| Problem description |
Return the entries verbatim and drop every picture.

## BEGIN Data section

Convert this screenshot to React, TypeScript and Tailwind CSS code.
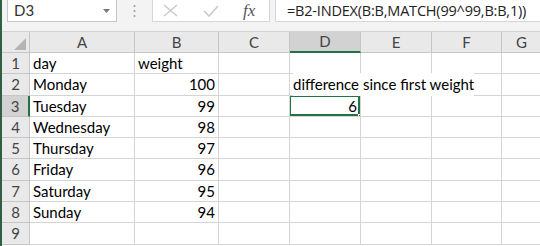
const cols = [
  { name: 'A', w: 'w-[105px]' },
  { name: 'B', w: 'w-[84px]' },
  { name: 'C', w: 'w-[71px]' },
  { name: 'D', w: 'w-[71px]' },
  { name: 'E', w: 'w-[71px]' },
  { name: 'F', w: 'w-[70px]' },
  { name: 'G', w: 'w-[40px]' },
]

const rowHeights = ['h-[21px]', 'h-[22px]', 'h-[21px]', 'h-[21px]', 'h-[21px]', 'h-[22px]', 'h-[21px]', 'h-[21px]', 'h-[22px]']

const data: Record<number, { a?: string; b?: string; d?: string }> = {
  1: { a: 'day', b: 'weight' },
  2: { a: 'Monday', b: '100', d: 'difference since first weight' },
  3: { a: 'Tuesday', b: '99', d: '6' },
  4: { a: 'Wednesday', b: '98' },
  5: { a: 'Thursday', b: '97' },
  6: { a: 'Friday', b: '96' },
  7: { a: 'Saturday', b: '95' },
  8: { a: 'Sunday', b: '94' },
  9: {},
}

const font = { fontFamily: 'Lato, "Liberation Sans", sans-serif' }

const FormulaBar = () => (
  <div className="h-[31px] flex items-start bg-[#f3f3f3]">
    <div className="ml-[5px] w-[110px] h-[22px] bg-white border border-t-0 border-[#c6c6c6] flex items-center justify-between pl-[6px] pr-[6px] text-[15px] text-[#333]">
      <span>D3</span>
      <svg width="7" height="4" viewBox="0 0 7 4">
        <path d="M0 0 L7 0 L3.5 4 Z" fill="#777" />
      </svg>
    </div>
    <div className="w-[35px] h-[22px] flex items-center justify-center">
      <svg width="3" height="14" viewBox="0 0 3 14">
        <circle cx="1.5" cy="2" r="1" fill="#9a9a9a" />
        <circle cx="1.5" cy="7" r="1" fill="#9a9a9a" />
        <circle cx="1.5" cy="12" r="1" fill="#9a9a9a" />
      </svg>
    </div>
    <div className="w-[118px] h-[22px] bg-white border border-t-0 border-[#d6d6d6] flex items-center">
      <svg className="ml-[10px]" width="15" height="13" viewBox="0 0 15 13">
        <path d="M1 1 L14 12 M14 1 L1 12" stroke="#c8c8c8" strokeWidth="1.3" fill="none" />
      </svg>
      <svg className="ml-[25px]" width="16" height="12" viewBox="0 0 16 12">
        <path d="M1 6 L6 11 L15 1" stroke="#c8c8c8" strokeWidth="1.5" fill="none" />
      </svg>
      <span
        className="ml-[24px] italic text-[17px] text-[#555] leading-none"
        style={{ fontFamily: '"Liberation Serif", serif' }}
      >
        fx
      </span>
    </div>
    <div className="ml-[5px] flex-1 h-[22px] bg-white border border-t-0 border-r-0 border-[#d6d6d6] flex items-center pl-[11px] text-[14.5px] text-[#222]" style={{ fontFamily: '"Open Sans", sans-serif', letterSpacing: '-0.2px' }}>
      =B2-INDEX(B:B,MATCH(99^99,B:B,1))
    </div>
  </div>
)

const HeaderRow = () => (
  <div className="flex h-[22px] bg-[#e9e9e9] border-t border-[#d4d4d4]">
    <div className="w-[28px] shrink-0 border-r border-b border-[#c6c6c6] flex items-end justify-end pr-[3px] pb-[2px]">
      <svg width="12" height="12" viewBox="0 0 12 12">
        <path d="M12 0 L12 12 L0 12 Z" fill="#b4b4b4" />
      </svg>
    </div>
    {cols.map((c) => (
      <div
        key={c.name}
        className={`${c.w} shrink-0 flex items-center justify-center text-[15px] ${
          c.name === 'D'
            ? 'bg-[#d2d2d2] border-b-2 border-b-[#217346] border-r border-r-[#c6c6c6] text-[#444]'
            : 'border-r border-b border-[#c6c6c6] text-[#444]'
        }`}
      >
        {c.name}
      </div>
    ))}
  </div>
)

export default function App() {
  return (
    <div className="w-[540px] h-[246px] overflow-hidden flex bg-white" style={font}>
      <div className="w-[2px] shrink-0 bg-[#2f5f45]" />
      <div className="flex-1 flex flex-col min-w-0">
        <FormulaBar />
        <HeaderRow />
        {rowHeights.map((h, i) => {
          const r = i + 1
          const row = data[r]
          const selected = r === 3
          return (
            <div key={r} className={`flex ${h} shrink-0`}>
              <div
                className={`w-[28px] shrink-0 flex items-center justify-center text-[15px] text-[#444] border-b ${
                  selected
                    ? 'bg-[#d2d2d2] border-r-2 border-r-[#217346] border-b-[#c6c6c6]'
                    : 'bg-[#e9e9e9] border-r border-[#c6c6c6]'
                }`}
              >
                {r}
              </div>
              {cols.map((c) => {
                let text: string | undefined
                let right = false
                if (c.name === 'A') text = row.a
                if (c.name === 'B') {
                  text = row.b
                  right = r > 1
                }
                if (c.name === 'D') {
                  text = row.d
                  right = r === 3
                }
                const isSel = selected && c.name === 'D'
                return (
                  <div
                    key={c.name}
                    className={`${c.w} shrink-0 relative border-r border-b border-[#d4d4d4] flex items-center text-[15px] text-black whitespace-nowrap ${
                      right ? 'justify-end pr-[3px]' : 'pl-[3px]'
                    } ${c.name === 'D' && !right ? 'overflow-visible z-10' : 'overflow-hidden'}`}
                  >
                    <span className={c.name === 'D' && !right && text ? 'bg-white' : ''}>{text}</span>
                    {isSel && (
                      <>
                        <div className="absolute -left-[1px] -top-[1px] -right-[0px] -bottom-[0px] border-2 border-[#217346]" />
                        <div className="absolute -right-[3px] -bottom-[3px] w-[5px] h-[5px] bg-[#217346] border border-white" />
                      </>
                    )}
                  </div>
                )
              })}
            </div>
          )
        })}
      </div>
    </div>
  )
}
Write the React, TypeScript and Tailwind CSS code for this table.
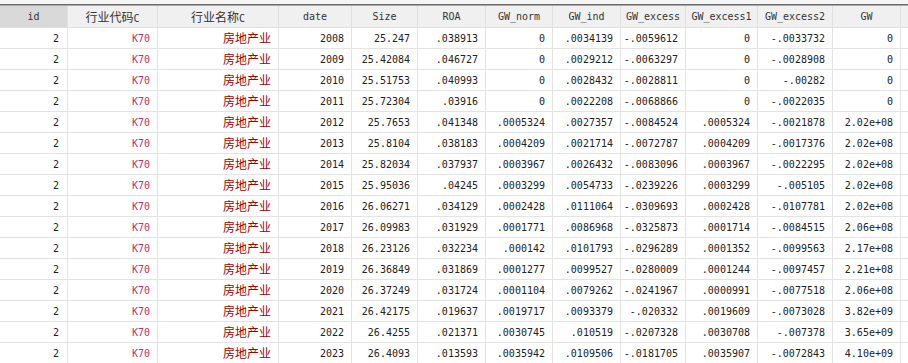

## END Data section

| Task response |
Convert this screenshot to React, TypeScript and Tailwind CSS code.
const cols = [
  { name: 'A', w: 'w-[105px]' },
  { name: 'B', w: 'w-[84px]' },
  { name: 'C', w: 'w-[71px]' },
  { name: 'D', w: 'w-[71px]' },
  { name: 'E', w: 'w-[71px]' },
  { name: 'F', w: 'w-[70px]' },
  { name: 'G', w: 'w-[40px]' },
]

const rowHeights = ['h-[21px]', 'h-[22px]', 'h-[21px]', 'h-[21px]', 'h-[21px]', 'h-[22px]', 'h-[21px]', 'h-[21px]', 'h-[22px]']

const data: Record<number, { a?: string; b?: string; d?: string }> = {
  1: { a: 'day', b: 'weight' },
  2: { a: 'Monday', b: '100', d: 'difference since first weight' },
  3: { a: 'Tuesday', b: '99', d: '6' },
  4: { a: 'Wednesday', b: '98' },
  5: { a: 'Thursday', b: '97' },
  6: { a: 'Friday', b: '96' },
  7: { a: 'Saturday', b: '95' },
  8: { a: 'Sunday', b: '94' },
  9: {},
}

const font = { fontFamily: 'Lato, "Liberation Sans", sans-serif' }

const FormulaBar = () => (
  <div className="h-[31px] flex items-start bg-[#f3f3f3]">
    <div className="ml-[5px] w-[110px] h-[22px] bg-white border border-t-0 border-[#c6c6c6] flex items-center justify-between pl-[6px] pr-[6px] text-[15px] text-[#333]">
      <span>D3</span>
      <svg width="7" height="4" viewBox="0 0 7 4">
        <path d="M0 0 L7 0 L3.5 4 Z" fill="#777" />
      </svg>
    </div>
    <div className="w-[35px] h-[22px] flex items-center justify-center">
      <svg width="3" height="14" viewBox="0 0 3 14">
        <circle cx="1.5" cy="2" r="1" fill="#9a9a9a" />
        <circle cx="1.5" cy="7" r="1" fill="#9a9a9a" />
        <circle cx="1.5" cy="12" r="1" fill="#9a9a9a" />
      </svg>
    </div>
    <div className="w-[118px] h-[22px] bg-white border border-t-0 border-[#d6d6d6] flex items-center">
      <svg className="ml-[10px]" width="15" height="13" viewBox="0 0 15 13">
        <path d="M1 1 L14 12 M14 1 L1 12" stroke="#c8c8c8" strokeWidth="1.3" fill="none" />
      </svg>
      <svg className="ml-[25px]" width="16" height="12" viewBox="0 0 16 12">
        <path d="M1 6 L6 11 L15 1" stroke="#c8c8c8" strokeWidth="1.5" fill="none" />
      </svg>
      <span
        className="ml-[24px] italic text-[17px] text-[#555] leading-none"
        style={{ fontFamily: '"Liberation Serif", serif' }}
      >
        fx
      </span>
    </div>
    <div className="ml-[5px] flex-1 h-[22px] bg-white border border-t-0 border-r-0 border-[#d6d6d6] flex items-center pl-[11px] text-[14.5px] text-[#222]" style={{ fontFamily: '"Open Sans", sans-serif', letterSpacing: '-0.2px' }}>
      =B2-INDEX(B:B,MATCH(99^99,B:B,1))
    </div>
  </div>
)

const HeaderRow = () => (
  <div className="flex h-[22px] bg-[#e9e9e9] border-t border-[#d4d4d4]">
    <div className="w-[28px] shrink-0 border-r border-b border-[#c6c6c6] flex items-end justify-end pr-[3px] pb-[2px]">
      <svg width="12" height="12" viewBox="0 0 12 12">
        <path d="M12 0 L12 12 L0 12 Z" fill="#b4b4b4" />
      </svg>
    </div>
    {cols.map((c) => (
      <div
        key={c.name}
        className={`${c.w} shrink-0 flex items-center justify-center text-[15px] ${
          c.name === 'D'
            ? 'bg-[#d2d2d2] border-b-2 border-b-[#217346] border-r border-r-[#c6c6c6] text-[#444]'
            : 'border-r border-b border-[#c6c6c6] text-[#444]'
        }`}
      >
        {c.name}
      </div>
    ))}
  </div>
)

export default function App() {
  return (
    <div className="w-[540px] h-[246px] overflow-hidden flex bg-white" style={font}>
      <div className="w-[2px] shrink-0 bg-[#2f5f45]" />
      <div className="flex-1 flex flex-col min-w-0">
        <FormulaBar />
        <HeaderRow />
        {rowHeights.map((h, i) => {
          const r = i + 1
          const row = data[r]
          const selected = r === 3
          return (
            <div key={r} className={`flex ${h} shrink-0`}>
              <div
                className={`w-[28px] shrink-0 flex items-center justify-center text-[15px] text-[#444] border-b ${
                  selected
                    ? 'bg-[#d2d2d2] border-r-2 border-r-[#217346] border-b-[#c6c6c6]'
                    : 'bg-[#e9e9e9] border-r border-[#c6c6c6]'
                }`}
              >
                {r}
              </div>
              {cols.map((c) => {
                let text: string | undefined
                let right = false
                if (c.name === 'A') text = row.a
                if (c.name === 'B') {
                  text = row.b
                  right = r > 1
                }
                if (c.name === 'D') {
                  text = row.d
                  right = r === 3
                }
                const isSel = selected && c.name === 'D'
                return (
                  <div
                    key={c.name}
                    className={`${c.w} shrink-0 relative border-r border-b border-[#d4d4d4] flex items-center text-[15px] text-black whitespace-nowrap ${
                      right ? 'justify-end pr-[3px]' : 'pl-[3px]'
                    } ${c.name === 'D' && !right ? 'overflow-visible z-10' : 'overflow-hidden'}`}
                  >
                    <span className={c.name === 'D' && !right && text ? 'bg-white' : ''}>{text}</span>
                    {isSel && (
                      <>
                        <div className="absolute -left-[1px] -top-[1px] -right-[0px] -bottom-[0px] border-2 border-[#217346]" />
                        <div className="absolute -right-[3px] -bottom-[3px] w-[5px] h-[5px] bg-[#217346] border border-white" />
                      </>
                    )}
                  </div>
                )
              })}
            </div>
          )
        })}
      </div>
    </div>
  )
}
Write the React, TypeScript and Tailwind CSS code for this table.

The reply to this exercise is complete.